Try this task — Think back to a particular event that happened at least 5 years ago. Maybe it was a wedding, or a family gathering, or a dinner you went to with friends, or a vacation. Pick one for our purposes here, and remember the event. Remember the people, and where you were and maybe you can remember the weather, or what you were wearing.

Memories as movies? — We tend to experience our memories of events like this as little movie clips that play back in our minds. And because we experience them this way we have a tendency to think that memories are stored in entirety and never change. But that’s not what happens.

Memories are reconstructed — Our memories are actually reconstructed every time we think of them. They aren’t movie clips that are stored in the brain in a certain location like files on a hard drive. They are nerve pathways that are firing anew each time we remember the event. This makes for some interesting effects. For example, the memory can change.

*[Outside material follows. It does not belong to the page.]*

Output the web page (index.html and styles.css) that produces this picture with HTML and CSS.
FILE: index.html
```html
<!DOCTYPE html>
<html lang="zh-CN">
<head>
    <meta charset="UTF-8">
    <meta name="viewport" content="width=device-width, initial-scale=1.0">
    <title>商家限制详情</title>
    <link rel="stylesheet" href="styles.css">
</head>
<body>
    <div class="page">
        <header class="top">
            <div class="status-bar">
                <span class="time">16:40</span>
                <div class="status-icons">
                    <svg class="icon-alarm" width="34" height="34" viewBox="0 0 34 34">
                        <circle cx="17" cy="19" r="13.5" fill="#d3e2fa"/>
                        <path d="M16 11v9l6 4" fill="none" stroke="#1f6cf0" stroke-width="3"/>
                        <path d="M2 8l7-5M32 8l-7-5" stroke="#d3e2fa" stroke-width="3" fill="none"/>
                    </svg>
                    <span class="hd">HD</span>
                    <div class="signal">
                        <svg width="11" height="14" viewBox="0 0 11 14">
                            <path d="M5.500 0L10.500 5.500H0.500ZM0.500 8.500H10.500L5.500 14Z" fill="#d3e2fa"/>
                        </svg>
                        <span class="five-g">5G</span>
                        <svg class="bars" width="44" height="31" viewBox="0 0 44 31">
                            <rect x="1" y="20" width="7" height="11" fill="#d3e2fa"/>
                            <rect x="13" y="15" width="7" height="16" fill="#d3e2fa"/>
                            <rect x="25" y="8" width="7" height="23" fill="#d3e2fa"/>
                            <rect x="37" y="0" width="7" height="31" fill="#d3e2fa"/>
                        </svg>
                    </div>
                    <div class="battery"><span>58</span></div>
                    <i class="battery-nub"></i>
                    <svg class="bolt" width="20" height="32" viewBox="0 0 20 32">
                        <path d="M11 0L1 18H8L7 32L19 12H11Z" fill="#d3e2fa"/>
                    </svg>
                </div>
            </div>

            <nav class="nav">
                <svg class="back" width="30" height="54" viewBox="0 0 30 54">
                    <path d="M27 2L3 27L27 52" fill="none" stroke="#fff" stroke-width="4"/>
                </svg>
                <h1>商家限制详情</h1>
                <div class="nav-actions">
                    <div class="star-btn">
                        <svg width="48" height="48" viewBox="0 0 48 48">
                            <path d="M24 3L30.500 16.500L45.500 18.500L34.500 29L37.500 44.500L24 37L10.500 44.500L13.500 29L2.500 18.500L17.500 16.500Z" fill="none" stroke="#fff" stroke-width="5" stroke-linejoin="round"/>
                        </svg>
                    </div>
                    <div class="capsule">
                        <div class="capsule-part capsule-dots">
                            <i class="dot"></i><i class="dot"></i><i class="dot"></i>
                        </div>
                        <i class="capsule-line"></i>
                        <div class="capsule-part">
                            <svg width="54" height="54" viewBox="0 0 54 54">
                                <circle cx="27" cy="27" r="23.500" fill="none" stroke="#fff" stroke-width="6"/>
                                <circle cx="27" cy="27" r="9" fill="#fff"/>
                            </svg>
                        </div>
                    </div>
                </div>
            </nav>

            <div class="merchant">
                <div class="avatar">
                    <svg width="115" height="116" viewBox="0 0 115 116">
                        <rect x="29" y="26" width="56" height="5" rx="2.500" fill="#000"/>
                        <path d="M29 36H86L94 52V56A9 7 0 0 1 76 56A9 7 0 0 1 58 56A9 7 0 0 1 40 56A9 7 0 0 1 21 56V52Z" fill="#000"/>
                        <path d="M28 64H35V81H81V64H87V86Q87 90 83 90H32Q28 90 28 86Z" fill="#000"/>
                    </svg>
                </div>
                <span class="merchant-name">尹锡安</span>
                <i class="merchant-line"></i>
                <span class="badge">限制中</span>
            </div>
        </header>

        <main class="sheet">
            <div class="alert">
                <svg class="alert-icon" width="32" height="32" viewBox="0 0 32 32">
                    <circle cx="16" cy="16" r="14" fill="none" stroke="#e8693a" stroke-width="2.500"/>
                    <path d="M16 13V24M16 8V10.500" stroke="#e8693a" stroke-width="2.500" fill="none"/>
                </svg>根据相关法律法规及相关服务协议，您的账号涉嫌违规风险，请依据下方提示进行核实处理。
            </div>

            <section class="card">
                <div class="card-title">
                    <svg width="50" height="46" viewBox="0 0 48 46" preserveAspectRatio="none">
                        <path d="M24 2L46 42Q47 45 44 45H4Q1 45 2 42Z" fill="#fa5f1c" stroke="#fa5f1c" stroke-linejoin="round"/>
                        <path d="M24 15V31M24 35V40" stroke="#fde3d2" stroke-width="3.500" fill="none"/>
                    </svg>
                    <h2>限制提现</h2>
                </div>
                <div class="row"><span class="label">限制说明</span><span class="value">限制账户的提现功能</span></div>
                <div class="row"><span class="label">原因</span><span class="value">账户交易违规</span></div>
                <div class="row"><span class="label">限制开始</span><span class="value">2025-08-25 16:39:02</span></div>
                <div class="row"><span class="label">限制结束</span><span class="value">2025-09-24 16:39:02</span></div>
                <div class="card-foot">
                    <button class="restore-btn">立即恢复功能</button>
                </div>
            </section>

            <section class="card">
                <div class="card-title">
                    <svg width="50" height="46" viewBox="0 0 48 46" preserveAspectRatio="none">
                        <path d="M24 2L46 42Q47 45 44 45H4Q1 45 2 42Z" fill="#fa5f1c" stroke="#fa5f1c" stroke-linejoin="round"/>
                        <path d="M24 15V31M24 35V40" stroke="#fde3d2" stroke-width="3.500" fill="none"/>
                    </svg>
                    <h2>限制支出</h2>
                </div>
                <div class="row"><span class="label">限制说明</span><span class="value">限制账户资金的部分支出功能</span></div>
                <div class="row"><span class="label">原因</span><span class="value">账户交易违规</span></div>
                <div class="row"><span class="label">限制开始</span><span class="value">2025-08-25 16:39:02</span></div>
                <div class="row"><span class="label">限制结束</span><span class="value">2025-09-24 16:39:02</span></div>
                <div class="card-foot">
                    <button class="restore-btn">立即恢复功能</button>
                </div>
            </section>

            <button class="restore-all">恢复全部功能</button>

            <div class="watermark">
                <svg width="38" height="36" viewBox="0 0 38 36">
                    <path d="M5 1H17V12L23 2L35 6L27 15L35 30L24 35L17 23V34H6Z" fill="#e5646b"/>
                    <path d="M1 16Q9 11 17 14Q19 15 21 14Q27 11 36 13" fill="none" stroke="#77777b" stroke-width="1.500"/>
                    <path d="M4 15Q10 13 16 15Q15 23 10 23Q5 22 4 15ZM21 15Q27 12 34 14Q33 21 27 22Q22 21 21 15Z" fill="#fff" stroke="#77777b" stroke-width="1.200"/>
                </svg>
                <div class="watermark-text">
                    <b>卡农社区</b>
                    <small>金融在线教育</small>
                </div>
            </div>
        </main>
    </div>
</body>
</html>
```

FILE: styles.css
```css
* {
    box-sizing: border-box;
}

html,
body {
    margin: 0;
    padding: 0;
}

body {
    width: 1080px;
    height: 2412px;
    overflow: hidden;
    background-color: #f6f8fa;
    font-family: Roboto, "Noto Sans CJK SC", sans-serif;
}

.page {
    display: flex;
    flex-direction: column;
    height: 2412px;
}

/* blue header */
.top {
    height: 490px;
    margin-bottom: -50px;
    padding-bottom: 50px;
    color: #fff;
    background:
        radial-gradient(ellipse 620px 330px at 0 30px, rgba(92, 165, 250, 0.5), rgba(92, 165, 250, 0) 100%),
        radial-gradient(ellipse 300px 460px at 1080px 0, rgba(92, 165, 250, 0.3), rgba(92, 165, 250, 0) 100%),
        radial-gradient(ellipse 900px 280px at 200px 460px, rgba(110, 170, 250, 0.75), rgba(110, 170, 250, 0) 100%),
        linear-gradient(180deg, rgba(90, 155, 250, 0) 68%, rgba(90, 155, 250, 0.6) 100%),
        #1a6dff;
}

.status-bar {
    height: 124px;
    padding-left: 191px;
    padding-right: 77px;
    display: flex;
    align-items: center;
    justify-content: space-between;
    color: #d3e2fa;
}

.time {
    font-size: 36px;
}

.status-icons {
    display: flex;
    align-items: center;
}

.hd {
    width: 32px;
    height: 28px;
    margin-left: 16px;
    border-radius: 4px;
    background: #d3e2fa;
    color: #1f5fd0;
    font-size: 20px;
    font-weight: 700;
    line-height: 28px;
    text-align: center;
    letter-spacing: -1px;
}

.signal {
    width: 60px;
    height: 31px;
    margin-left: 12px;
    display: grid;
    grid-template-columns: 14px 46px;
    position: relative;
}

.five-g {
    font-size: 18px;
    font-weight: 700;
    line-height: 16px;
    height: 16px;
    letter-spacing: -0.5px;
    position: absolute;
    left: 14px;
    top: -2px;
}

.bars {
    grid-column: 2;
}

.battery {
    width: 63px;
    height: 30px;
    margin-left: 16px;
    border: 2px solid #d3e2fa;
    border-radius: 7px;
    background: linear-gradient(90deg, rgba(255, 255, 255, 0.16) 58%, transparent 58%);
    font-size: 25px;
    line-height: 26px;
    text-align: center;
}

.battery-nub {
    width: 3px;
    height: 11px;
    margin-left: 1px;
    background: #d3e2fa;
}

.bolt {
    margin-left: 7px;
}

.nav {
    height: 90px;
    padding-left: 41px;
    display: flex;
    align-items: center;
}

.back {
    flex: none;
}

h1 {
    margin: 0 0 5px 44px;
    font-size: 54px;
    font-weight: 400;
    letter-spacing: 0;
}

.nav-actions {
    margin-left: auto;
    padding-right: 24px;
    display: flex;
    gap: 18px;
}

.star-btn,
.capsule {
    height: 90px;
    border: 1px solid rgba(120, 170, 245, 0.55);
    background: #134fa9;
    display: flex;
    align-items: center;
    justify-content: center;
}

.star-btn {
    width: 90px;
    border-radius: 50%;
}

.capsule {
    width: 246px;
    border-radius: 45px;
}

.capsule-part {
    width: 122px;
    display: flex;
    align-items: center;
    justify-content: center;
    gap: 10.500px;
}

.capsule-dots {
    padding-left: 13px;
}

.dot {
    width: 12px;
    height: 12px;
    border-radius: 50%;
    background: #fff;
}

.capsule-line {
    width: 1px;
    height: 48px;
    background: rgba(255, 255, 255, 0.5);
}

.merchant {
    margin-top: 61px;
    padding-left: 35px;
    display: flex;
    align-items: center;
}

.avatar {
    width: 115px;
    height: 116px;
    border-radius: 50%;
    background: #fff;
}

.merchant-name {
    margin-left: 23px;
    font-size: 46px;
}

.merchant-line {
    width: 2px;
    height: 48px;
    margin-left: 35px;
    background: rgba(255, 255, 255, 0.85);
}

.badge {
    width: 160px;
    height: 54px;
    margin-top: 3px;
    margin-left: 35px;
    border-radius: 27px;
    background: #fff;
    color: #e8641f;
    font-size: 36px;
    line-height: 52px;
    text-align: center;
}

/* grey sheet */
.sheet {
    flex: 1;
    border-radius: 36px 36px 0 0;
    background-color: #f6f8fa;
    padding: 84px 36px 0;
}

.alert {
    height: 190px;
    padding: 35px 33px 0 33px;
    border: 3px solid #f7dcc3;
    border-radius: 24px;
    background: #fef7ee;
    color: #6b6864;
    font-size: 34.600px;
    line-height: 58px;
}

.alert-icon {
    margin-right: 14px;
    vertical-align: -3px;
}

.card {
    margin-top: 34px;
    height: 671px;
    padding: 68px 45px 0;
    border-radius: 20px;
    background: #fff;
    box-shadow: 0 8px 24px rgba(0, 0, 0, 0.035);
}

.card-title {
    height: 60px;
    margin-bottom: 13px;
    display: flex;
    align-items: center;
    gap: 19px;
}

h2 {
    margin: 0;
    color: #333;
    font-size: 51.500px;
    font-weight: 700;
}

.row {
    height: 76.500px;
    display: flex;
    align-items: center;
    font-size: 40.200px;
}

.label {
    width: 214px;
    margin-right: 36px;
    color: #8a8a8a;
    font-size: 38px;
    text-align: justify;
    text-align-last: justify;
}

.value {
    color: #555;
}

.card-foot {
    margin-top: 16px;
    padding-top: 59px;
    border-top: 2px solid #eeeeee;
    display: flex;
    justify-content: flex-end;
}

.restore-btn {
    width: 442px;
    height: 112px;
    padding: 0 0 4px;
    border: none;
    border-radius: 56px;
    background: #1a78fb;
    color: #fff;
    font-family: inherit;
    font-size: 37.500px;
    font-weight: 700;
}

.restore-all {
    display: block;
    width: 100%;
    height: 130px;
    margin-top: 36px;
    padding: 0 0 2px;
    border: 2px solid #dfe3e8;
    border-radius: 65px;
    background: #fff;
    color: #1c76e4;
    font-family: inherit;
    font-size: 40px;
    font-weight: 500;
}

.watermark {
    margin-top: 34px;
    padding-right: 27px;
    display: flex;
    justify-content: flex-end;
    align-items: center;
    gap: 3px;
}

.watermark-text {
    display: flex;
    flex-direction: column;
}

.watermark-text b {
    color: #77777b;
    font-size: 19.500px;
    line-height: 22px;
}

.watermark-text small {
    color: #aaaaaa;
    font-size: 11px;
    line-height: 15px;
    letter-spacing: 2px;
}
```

Subsequent events can affect the memory — Other events that occur after the original event can change the memory of the original event. At the original event, you and your cousin were close friends. But later on you have an argument and a falling-out that lasts for years. Your memory of the first event might include your cousin being aloof and cold, even if that is not true. The later experience has changed your memory.

Mixing events — It is easy to start mixing up memories. So that things that happened at two separate events become fused into one. Your cousin was pleasant at one event, and not pleasant at the other, but over time your memories about which is which can become confused.

Filling in of gaps — You will also start to fill in your memory gaps with “made up” sequences of events, but these will seem as real to you as the original event. You can’t remember who else was at the family dinner, but Aunt Jolene is usually present at these events, and so over time your memory of the event will include Aunt Jolene.

Eyewitness testimony — Elizabeth Loftus is one of the earliest psychology researchers to study reconstructive memory. She was studying eyewitness testimonies, and was especially interested in whether language can affect memory.

Bumped, hit, or smashed — In her research Loftus would show a video clip of an automobile accident. Then she would ask a series of questions about the accident. She would change the way she worded the questions, for example, sometimes she would phrase it as: “How fast would you estimate the car was going when it hit the other vehicle”, or “How fast would you estimate the car was going when it smashed the other vehicle.” And she would ask participants in the study if they remembered seeing broken glass.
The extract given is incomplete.